Here's the thing most women don't understand about mansplaining: It works. When a man conveys his wisdom to a woman who doesn't know any better, there's always a chance that she will listen, take the man's advice, and succeed as a result. Is that really such a bad thing?
On Wednesday, for example, Vice President Kamala Harris narrowly avoided yet another humiliating failure by embracing the superior knowledge of her male husband. After attending an event at American University to celebrate the 50th anniversary of Title IX, the vice president attempted to shoot some hoops on the basketball court. It did not go well.
"After encouragement, [Harris] accepted the ball, dribbled, held the ball, and then dribbled again before taking a shot. It hit the net," wrote the Washington Examiner‘s Naomi Lim in the White House pool report.
(Some women might be wondering: Isn't hitting the net a good thing? No, not always. In basketball, a made shot that goes through the round metal circle known as the "rim" but hits only the net on its way down is called a "swish." A missed shot that hits only the net—commonly referred to as an "airball"—is not a good thing. No points are awarded for hitting the net unless the ball also goes through the rim. Players who shoot an airball are typically mocked and jeered by their opponents, and rightly so.)

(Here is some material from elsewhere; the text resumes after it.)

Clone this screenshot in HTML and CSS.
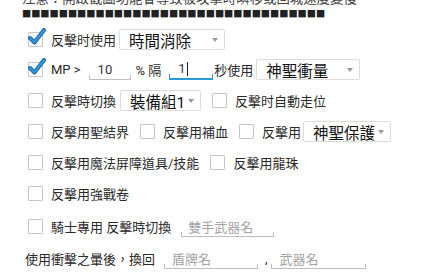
FILE: index.html
```html
<!DOCTYPE html>
<html lang="zh-Hant">

<head>
    <meta charset="UTF-8">
    <meta name="viewport" content="width=device-width, initial-scale=1.0">
    <title>反擊設定</title>
    <link rel="stylesheet" href="styles.css">
</head>

<body>
    <div class="panel">
        <p class="note">注意：開啟截圖功能會導致被攻擊時瞬移或回城速度變慢</p>
        <p class="tofu">■■■■■■■■■■■■■■■■■■■■■■■■■■■■■■■■■</p>

        <div class="row first">
            <label class="check">
                <span class="box">
                    <svg width="20" height="20" viewBox="0 0 20 20"><path d="M3 10 L7.5 14.5 L17 2" fill="none" stroke="#1d5f96" stroke-width="4" stroke-linecap="round" stroke-linejoin="round"/><path d="M3 10 L7.5 14.5 L17 2" fill="none" stroke="#2f95e0" stroke-width="2.4" stroke-linecap="round" stroke-linejoin="round"/></svg>
                </span>
                反擊时使用
            </label>
            <div class="select sel-time">時間消除<span class="arrow"></span></div>
        </div>

        <div class="row">
            <label class="check">
                <span class="box">
                    <svg width="20" height="20" viewBox="0 0 20 20"><path d="M3 10 L7.5 14.5 L17 2" fill="none" stroke="#1d5f96" stroke-width="4" stroke-linecap="round" stroke-linejoin="round"/><path d="M3 10 L7.5 14.5 L17 2" fill="none" stroke="#2f95e0" stroke-width="2.4" stroke-linecap="round" stroke-linejoin="round"/></svg>
                </span>
                MP &gt;
            </label>
            <div class="field f-mp">10</div>
            <span class="txt t-pct">% 隔</span>
            <div class="field f-sec focus">1<span class="caret"></span></div>
            <span class="txt t-use">秒使用</span>
            <div class="select sel-skill">神聖衝量<span class="arrow"></span></div>
        </div>

        <div class="row">
            <label class="check"><span class="box"></span>反擊時切換</label>
            <div class="select sel-set">裝備組1<span class="arrow"></span></div>
            <label class="check next"><span class="box"></span>反擊时自動走位</label>
        </div>

        <div class="row">
            <label class="check"><span class="box"></span>反擊用聖結界</label>
            <label class="check next"><span class="box"></span>反擊用補血</label>
            <label class="check next"><span class="box"></span>反擊用</label>
            <div class="select sel-guard">神聖保護<span class="arrow"></span></div>
        </div>

        <div class="row">
            <label class="check"><span class="box"></span>反擊用魔法屏障道具/技能</label>
            <label class="check next"><span class="box"></span>反擊用龍珠</label>
        </div>

        <div class="row">
            <label class="check"><span class="box"></span>反擊用強戰卷</label>
        </div>

        <div class="row knight">
            <label class="check"><span class="box"></span>騎士專用 反擊時切換</label>
            <div class="field f-two"><span class="ph">雙手武器名</span></div>
        </div>

        <div class="row last">
            <span class="txt">使用衝擊之暈後，換回</span>
            <div class="field f-shield"><span class="ph">盾牌名</span></div>
            <span class="txt comma">,</span>
            <div class="field f-weapon"><span class="ph">武器名</span></div>
        </div>
    </div>
</body>

</html>
```

FILE: styles.css
```css
body {
    margin: 0;
    font-family: Roboto, "Noto Sans CJK TC", sans-serif;
    color: #333;
    background: #fff;
    overflow: hidden;
}

.panel {
    padding-left: 22px;
}

.note {
    margin: -10px 0 0;
    font-size: 13.4px;
    line-height: 17px;
    color: #444;
    white-space: nowrap;
}

/* missing glyphs in the original font */
.tofu {
    margin: 1px 0 0;
    font-family: "Noto Sans CJK TC", sans-serif;
    font-size: 9.2px;
    line-height: 10px;
    color: #222;
    white-space: nowrap;
}

.row {
    display: flex;
    align-items: center;
    height: 31px;
    padding-left: 6px;
    font-size: 13px;
    color: #2a2a2a;
    white-space: nowrap;
}

.row.first {
    height: 29px;
    margin-top: 7px;
}

.row.knight {
    margin-top: 2px;
}

.row.last {
    padding-left: 3px;
    margin-top: 1px;
}

.check {
    display: flex;
    align-items: center;
}

.check.next {
    margin-left: 11px;
}

.box {
    position: relative;
    width: 15px;
    height: 15px;
    margin-right: 8px;
    border: 1px solid #c6c6c6;
    border-radius: 1px;
    box-sizing: border-box;
    background: #fff;
}

.box svg {
    position: absolute;
    left: -2px;
    top: -5px;
}

.select {
    display: flex;
    align-items: center;
    height: 21px;
    padding-left: 9px;
    border: 1px solid #dcdcdc;
    border-radius: 2px;
    box-sizing: border-box;
    font-size: 15.5px;
    color: #111;
}

.arrow {
    margin-left: auto;
    margin-right: 6px;
    border-left: 3.5px solid transparent;
    border-right: 3.5px solid transparent;
    border-top: 4px solid #999;
}

.sel-time {
    width: 106px;
    margin-left: 3px;
}

.sel-skill {
    width: 104px;
    margin-left: 3px;
}

.sel-set {
    width: 81px;
    margin-left: 4px;
}

.sel-guard {
    width: 88px;
    margin-left: 2px;
}

.field {
    position: relative;
    display: flex;
    align-items: center;
    height: 21px;
    padding-left: 9px;
    border-bottom: 1px solid #bdbdbd;
    box-sizing: border-box;
    font-size: 13px;
    color: #333;
}

.field::before,
.field::after {
    content: "";
    position: absolute;
    bottom: 0;
    width: 1px;
    height: 4px;
    background: #bdbdbd;
}

.field::before {
    left: 0;
}

.field::after {
    right: 0;
}

.field.focus {
    border-bottom: 2px solid #2a9ad8;
}

.field.focus::before,
.field.focus::after {
    background: #2a9ad8;
}

.caret {
    width: 1px;
    height: 14px;
    margin-left: 1px;
    background: #222;
}

.ph {
    color: #a3a3a3;
}

.f-mp {
    width: 42px;
    margin-left: 8px;
}

.t-pct {
    margin-left: 5px;
}

.f-sec {
    width: 44px;
    margin-left: 8px;
}

.t-use {
    margin-left: 1px;
}

.f-two {
    width: 93px;
    margin-left: 10px;
    padding-left: 7px;
}

.f-shield {
    width: 94px;
    margin-left: 9px;
    padding-left: 8px;
}

.comma {
    margin-left: 7px;
}

.f-weapon {
    width: 95px;
    margin-left: 3px;
    padding-left: 9px;
}
```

Harris proceeded to miss another four shots from just inside the free-throw line, a spot located 15 feet from the hoop where players attempt uncontested shots after being fouled in the act of shooting. After watching his wife go an embarrassing 0-5, the vice president's male husband Doug Emhoff took it upon himself to explain how to properly shoot a basketball. "Bend your knees," he said, wisely.
Harris took the man's advice and made the shot.
It was arguably the only success Harris has achieved as vice president since taking office in 2021. Shooting 16.7 percent (1-of-6) from the field is not very good, but Harris still managed to outperform Barack Obama, who made just 9.1 percent of his shots during an abysmal 2-of-22 display on the White House basketball court in 2013.
Unfortunately for Harris, her lousy shooting percentage was only slightly lower than her historically bad job approval rating. A recent survey of New Hampshire voters found that just 24 percent had a favorable opinion of the vice president, compared with 64 percent who had an unfavorable opinion.
Maybe she wouldn't be so unpopular if she listened to her husband more often.